## WHAT IS ASKED:
Quote the material below exactly as written, from the first line to the line that holds "Verbrauch für Fertigung:</h1>", endpoints included.

## LISTED RECORDS:
^^^^^^^^^^^^^^^^

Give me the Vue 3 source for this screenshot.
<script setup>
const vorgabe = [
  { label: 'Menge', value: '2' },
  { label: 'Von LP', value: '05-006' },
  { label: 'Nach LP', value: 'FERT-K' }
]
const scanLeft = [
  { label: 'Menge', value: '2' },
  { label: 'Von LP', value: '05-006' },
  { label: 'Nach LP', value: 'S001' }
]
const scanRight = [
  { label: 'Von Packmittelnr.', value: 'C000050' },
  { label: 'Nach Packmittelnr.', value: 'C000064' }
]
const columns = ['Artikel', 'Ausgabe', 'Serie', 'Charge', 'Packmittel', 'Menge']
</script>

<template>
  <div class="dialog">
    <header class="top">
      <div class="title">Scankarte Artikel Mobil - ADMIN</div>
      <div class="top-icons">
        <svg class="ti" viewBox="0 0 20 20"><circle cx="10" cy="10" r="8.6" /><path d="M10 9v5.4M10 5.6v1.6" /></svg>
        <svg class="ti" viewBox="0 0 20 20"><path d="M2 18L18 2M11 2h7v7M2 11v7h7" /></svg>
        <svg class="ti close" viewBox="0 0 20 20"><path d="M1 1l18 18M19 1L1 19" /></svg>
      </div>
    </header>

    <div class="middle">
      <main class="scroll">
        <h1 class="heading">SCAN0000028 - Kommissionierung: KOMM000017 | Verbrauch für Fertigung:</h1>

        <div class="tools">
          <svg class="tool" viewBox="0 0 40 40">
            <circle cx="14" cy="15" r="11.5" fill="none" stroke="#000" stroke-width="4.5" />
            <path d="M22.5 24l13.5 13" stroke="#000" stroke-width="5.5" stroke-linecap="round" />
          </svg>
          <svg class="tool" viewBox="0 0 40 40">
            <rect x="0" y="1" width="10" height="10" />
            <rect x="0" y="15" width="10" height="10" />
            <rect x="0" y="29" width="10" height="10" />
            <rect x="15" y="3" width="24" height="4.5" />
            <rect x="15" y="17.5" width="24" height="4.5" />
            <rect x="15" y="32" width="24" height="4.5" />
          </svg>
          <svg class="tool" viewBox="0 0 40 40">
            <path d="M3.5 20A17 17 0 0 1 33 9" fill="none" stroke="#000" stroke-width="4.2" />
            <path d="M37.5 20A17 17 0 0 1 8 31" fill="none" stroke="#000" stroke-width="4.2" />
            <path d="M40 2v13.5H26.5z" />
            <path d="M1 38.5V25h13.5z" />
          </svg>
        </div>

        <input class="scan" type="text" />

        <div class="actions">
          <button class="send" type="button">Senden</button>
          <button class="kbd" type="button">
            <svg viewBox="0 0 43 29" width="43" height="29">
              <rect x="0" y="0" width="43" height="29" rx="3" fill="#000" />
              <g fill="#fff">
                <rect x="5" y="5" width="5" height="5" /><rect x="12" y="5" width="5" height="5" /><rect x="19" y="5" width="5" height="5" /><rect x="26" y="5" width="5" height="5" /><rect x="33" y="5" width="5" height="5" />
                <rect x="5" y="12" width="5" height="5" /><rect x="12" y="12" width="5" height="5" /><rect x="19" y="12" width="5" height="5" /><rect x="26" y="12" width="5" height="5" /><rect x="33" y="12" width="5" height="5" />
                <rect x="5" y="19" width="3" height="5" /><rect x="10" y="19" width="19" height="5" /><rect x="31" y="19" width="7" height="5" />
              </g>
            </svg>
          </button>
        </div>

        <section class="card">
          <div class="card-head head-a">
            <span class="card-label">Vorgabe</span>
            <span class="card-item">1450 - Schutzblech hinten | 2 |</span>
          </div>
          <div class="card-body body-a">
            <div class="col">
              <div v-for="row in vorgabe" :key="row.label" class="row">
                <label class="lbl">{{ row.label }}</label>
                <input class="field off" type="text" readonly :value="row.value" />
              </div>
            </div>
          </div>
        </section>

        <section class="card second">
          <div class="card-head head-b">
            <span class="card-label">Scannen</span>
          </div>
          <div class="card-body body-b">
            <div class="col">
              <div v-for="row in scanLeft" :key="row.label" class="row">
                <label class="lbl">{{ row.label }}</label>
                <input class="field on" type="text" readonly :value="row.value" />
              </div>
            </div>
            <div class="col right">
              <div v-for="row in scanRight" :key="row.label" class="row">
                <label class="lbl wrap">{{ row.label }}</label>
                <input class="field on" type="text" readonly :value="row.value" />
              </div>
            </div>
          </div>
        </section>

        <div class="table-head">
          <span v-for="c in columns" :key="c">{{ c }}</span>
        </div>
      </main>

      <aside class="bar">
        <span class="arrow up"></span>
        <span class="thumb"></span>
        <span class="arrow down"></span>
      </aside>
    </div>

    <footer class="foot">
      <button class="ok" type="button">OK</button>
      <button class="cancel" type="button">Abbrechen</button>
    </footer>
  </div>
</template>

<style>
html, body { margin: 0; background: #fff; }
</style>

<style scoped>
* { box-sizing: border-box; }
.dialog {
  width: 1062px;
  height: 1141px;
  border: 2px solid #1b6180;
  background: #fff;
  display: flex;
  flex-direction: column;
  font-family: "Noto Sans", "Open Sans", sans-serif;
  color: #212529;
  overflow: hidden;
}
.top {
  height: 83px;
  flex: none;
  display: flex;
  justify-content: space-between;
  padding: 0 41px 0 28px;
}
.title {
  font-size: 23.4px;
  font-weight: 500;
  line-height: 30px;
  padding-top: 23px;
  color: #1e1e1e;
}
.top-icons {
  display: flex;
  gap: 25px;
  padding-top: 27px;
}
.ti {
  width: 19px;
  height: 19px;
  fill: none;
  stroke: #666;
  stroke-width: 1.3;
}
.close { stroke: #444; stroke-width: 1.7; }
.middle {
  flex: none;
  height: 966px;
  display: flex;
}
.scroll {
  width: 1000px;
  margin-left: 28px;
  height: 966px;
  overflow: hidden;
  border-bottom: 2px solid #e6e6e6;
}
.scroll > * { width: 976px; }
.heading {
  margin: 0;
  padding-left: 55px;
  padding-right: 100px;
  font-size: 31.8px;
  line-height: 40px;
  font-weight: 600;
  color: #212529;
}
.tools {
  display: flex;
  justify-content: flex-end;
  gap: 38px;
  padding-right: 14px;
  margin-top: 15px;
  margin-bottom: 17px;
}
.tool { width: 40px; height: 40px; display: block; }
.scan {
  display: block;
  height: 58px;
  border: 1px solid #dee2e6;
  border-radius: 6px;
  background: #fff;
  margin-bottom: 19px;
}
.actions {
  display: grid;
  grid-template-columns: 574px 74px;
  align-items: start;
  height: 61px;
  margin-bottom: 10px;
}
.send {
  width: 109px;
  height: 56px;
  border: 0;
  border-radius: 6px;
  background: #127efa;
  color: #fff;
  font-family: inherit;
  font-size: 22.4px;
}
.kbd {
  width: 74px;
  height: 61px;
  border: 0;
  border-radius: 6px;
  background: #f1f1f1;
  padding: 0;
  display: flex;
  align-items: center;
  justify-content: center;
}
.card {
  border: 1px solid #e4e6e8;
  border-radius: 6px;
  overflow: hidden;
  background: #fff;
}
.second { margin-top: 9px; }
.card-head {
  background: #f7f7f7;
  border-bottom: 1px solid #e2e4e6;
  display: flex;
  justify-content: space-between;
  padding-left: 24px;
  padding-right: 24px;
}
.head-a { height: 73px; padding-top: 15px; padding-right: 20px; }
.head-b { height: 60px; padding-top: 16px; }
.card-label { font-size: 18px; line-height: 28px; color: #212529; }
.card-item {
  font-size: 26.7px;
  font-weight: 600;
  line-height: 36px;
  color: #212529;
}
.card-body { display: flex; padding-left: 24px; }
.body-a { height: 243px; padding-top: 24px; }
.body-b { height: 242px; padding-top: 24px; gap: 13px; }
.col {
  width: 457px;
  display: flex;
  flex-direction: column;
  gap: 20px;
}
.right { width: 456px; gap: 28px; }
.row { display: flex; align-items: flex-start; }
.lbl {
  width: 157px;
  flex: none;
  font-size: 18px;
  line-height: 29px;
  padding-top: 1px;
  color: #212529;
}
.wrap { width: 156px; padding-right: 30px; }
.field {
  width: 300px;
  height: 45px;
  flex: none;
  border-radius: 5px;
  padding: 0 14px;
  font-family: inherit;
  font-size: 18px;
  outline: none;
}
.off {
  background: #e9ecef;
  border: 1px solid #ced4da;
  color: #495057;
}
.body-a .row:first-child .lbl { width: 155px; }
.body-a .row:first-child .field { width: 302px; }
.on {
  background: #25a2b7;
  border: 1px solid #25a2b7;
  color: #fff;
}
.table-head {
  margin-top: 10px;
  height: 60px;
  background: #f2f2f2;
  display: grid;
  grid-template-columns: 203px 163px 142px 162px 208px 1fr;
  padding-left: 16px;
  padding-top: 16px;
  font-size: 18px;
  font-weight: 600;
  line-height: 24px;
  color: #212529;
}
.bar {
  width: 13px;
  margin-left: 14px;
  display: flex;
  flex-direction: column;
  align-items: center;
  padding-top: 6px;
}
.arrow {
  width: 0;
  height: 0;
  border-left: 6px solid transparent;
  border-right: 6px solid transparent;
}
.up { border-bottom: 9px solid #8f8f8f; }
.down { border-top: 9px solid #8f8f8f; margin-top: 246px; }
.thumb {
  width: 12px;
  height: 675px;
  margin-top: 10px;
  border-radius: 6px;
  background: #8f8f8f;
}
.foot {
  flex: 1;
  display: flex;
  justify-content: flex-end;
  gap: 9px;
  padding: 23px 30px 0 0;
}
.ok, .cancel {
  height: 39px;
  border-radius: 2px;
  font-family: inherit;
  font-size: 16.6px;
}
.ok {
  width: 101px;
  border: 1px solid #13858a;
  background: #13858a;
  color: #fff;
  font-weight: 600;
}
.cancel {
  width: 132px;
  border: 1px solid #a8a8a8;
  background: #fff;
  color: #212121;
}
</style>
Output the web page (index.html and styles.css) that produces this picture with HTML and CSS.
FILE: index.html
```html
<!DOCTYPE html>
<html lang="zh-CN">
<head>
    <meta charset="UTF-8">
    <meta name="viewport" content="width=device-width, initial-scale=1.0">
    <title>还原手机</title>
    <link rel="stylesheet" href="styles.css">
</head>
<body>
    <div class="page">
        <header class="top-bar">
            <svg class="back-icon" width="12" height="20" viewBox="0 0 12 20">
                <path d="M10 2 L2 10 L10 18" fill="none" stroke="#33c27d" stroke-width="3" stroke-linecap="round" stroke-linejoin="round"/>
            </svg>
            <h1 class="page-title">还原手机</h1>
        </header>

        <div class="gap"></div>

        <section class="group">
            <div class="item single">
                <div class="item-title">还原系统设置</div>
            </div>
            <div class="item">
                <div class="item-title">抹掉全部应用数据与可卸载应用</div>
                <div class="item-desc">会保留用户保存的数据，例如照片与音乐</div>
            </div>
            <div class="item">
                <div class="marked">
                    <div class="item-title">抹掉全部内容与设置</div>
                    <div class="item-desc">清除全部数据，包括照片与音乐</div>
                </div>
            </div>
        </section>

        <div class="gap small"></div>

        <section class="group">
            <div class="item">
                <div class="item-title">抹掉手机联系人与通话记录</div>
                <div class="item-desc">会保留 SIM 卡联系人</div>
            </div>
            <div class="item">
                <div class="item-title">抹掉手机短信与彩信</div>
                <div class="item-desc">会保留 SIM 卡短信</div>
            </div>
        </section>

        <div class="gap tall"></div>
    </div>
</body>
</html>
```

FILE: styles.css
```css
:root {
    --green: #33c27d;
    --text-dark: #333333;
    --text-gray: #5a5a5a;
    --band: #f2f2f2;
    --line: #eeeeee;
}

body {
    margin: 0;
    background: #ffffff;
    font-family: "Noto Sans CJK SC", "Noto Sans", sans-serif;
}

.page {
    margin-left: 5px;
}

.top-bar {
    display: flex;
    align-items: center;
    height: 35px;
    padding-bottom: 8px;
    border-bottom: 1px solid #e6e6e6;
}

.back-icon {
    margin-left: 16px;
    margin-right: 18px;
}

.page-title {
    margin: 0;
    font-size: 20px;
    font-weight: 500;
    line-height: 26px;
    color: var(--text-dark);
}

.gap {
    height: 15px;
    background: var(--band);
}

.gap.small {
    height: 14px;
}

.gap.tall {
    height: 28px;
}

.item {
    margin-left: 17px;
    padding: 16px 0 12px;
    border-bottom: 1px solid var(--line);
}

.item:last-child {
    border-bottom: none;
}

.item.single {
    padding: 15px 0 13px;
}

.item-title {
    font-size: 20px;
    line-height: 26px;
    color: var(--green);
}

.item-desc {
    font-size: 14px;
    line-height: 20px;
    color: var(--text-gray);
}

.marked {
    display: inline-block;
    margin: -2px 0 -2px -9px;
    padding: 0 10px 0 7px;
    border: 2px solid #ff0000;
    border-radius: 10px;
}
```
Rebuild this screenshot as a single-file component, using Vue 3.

^^^^^^^^^^^^^^^^

## SOLUTION TO THE EXERCISE:
Give me the Vue 3 source for this screenshot.
<script setup>
const vorgabe = [
  { label: 'Menge', value: '2' },
  { label: 'Von LP', value: '05-006' },
  { label: 'Nach LP', value: 'FERT-K' }
]
const scanLeft = [
  { label: 'Menge', value: '2' },
  { label: 'Von LP', value: '05-006' },
  { label: 'Nach LP', value: 'S001' }
]
const scanRight = [
  { label: 'Von Packmittelnr.', value: 'C000050' },
  { label: 'Nach Packmittelnr.', value: 'C000064' }
]
const columns = ['Artikel', 'Ausgabe', 'Serie', 'Charge', 'Packmittel', 'Menge']
</script>

<template>
  <div class="dialog">
    <header class="top">
      <div class="title">Scankarte Artikel Mobil - ADMIN</div>
      <div class="top-icons">
        <svg class="ti" viewBox="0 0 20 20"><circle cx="10" cy="10" r="8.6" /><path d="M10 9v5.4M10 5.6v1.6" /></svg>
        <svg class="ti" viewBox="0 0 20 20"><path d="M2 18L18 2M11 2h7v7M2 11v7h7" /></svg>
        <svg class="ti close" viewBox="0 0 20 20"><path d="M1 1l18 18M19 1L1 19" /></svg>
      </div>
    </header>

    <div class="middle">
      <main class="scroll">
        <h1 class="heading">SCAN0000028 - Kommissionierung: KOMM000017 | Verbrauch für Fertigung:</h1>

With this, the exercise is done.